Bonus Coverage: Differences Between SSAS and PowerPivot

Here are the limitations of PowerPivot. Many of these limitations will keep PowerPivot in the area of “personal or small-team BI” as opposed to corporate-wide BI.

  • The maximum size of a PowerPivot database when deployed to SharePoint is 2 GB. This pales in comparison to the size of many OLAP databases, and will often restrict PowerPivot to data marts.
  • Unlike SSAS OLAP databases, PowerPivot has no built-in role-based security. Therefore, dimension-based security restrictions (e.g., User XYX can only see the Mid-Atlantic Region, or the Brand of Motor Bikes, etc.).
  • PowerPivot does not natively support some of the more advanced dimension relationship types, such as many-to-many relationships.
  • Analysis Services provides the ability to script calculations and KPIs. PowerPivot does not have the same ability.

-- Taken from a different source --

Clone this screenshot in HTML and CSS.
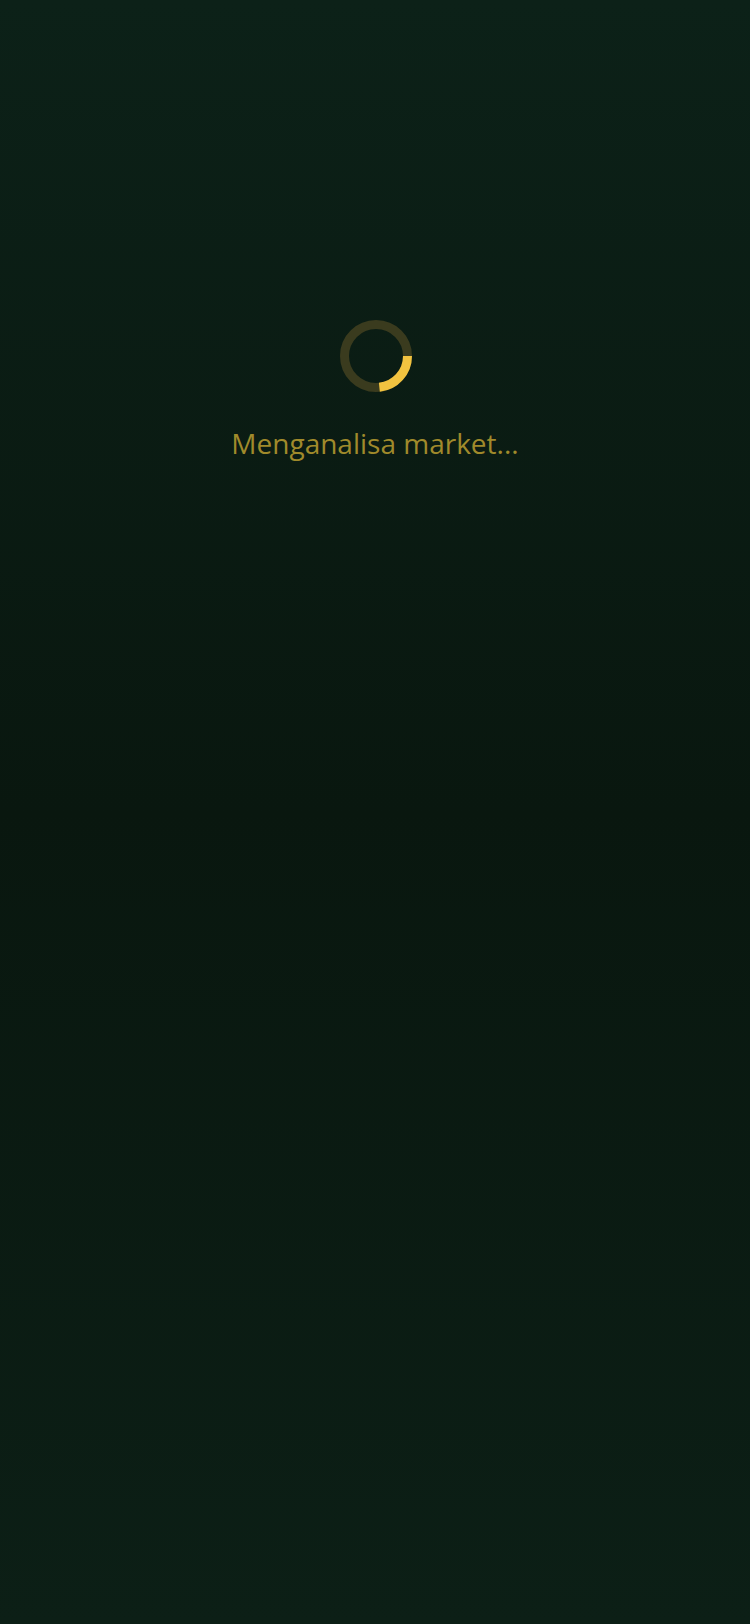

  • The PowerPivot Data refresh option, while functional, is not as robust as other scheduling options in SQL Server.
  • PowerPivot does not permit table relationships based on composite keys. The workaround is to create a calculated column that concatenates the columns that would otherwise comprise the composite key).
  • While the DAX language has many capabilities, the MDX programming language for OLAP databases remains a stronger language.